By year’s end, Yale’s Budget Lab projects that Trump’s announced tariffs will add 2.1% to consumer prices, slicing roughly $2,800 from the average household’s purchasing power. The pain won’t be evenly distributed: lower-income families, who spend more on imported goods, will bear the brunt.
Still, Trump’s support remains rock-solid in Middle America. His protectionist crusade resonates deeply in the country’s heartland — where voters are fed up with globalism and hungry for strongman economics. “Trump might win his trade war,” Greg Ip concludes. “The question is, will America?”

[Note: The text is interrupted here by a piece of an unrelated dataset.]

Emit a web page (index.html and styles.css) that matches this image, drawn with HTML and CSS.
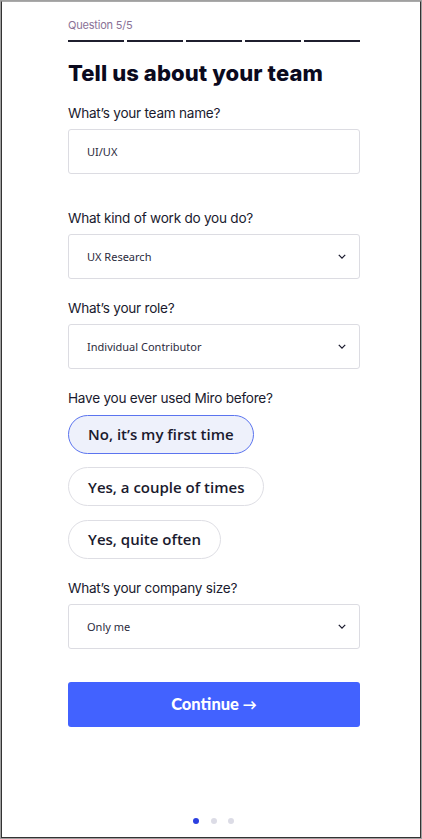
FILE: index.html
```html
<!DOCTYPE html>
<html lang="en">
<head>
<meta charset="utf-8">
<title>Tell us about your team</title>
<link rel="stylesheet" href="styles.css">
</head>
<body>
<div class="frame">
  <main class="form">
    <div class="step">Question 5/5</div>
    <div class="progress">
      <span></span><span></span><span></span><span></span><span></span>
    </div>
    <h1 class="title">Tell us about your team</h1>

    <div class="field first">
      <label class="label">What’s your team name?</label>
      <div class="input">UI/UX</div>
    </div>

    <div class="field gap-lg">
      <label class="label">What kind of work do you do?</label>
      <div class="input select">UX Research
        <svg class="chev" viewBox="0 0 10 6" width="8" height="5"><path d="M1 1l4 4 4-4" fill="none" stroke="#1a1a2e" stroke-width="1.6"/></svg>
      </div>
    </div>

    <div class="field">
      <label class="label">What’s your role?</label>
      <div class="input select">Individual Contributor
        <svg class="chev" viewBox="0 0 10 6" width="8" height="5"><path d="M1 1l4 4 4-4" fill="none" stroke="#1a1a2e" stroke-width="1.6"/></svg>
      </div>
    </div>

    <div class="field">
      <label class="label">Have you ever used Miro before?</label>
      <div class="pills">
        <button class="pill active">No, it’s my first time</button>
        <button class="pill">Yes, a couple of times</button>
        <button class="pill">Yes, quite often</button>
      </div>
    </div>

    <div class="field after-pills">
      <label class="label">What’s your company size?</label>
      <div class="input select">Only me
        <svg class="chev" viewBox="0 0 10 6" width="8" height="5"><path d="M1 1l4 4 4-4" fill="none" stroke="#1a1a2e" stroke-width="1.6"/></svg>
      </div>
    </div>

    <button class="continue">Continue <span class="arrow">→</span></button>
  </main>
  <div class="dots"><span class="on"></span><span></span><span></span></div>
</div>
</body>
</html>
```
FILE: styles.css
```css
* { box-sizing: border-box; }
html, body { margin: 0; padding: 0; }
body {
  background: #a0a0a0;
  padding: 1px;
  font-family: "Noto Sans", "Open Sans", sans-serif;
  color: #1a1a2e;
}
.frame {
  height: 837px;
  background: #fff;
  border: 1px solid #333;
  border-top-color: #aaa;
  display: flex;
  flex-direction: column;
  align-items: flex-start;
}
.form {
  width: 292px;
  margin-left: 66px;
  padding-top: 16px;
  display: flex;
  flex-direction: column;
}
.step {
  font-family: "Inter", "Noto Sans", sans-serif;
  font-size: 11px;
  color: #8a7196;
  line-height: 14px;
  letter-spacing: -0.2px;
}
.progress {
  display: flex;
  gap: 3px;
  margin-top: 8px;
}
.progress span {
  flex: 1;
  height: 1.5px;
  background: #1f1f2e;
}
.title {
  margin: 17px 0 0;
  font-family: "Inter", sans-serif;
  font-weight: 800;
  font-size: 22px;
  line-height: 28px;
  letter-spacing: 0.1px;
  color: #0b0a1e;
}
.field { display: flex; flex-direction: column; margin-top: 20px; }
.field.first { margin-top: 17px; }
.field.gap-lg { margin-top: 35px; }
.field.after-pills { margin-top: 20px; }
.label {
  font-family: "Inter", sans-serif;
  font-size: 13.6px;
  line-height: 18px;
  letter-spacing: -0.25px;
  color: #1a1a2e;
  margin-bottom: 7px;
}
.input {
  height: 45px;
  border: 1px solid #dcdce2;
  border-radius: 3px;
  padding: 0 18px;
  display: flex;
  align-items: center;
  font-size: 11px;
  color: #2b2b3d;
}
.select { justify-content: space-between; }
.chev { margin-right: -5px; }
.pills { display: flex; flex-direction: column; align-items: flex-start; gap: 13.5px; margin-top: 1px; }
.pill {
  font-family: "Open Sans", sans-serif;
  font-weight: 600;
  font-size: 15px;
  color: #1a1a2e;
  height: 39px;
  padding: 0 19px;
  border-radius: 20px;
  border: 1px solid #dedee4;
  background: #fff;
}
.pill.active {
  background: #eef1fb;
  border-color: #5b74ef;
}
.continue {
  margin-top: 33px;
  height: 45px;
  border: none;
  border-radius: 3px;
  background: #4262ff;
  color: #fff;
  font-family: "Lato", sans-serif;
  font-weight: 900;
  font-size: 16.5px;
}
.arrow { font-size: 14px; }
.dots {
  margin-top: auto;
  margin-bottom: 13px;
  margin-left: 191px;
  display: flex;
  gap: 11.5px;
}
.dots span { width: 6px; height: 6px; border-radius: 50%; background: #dcdce6; }
.dots span.on { background: #2b3fe0; }
```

At this point, there’s no mistaking what’s underway. This isn’t theater, and it’s not a bluff. It’s a costly, calculated, and politically combustible shift from globalization to economic nationalism. Where tariffs were once a bargaining chip, they’ve now become a primary instrument of geopolitical engineering — and everyone, friend and foe alike, is being handed the bill.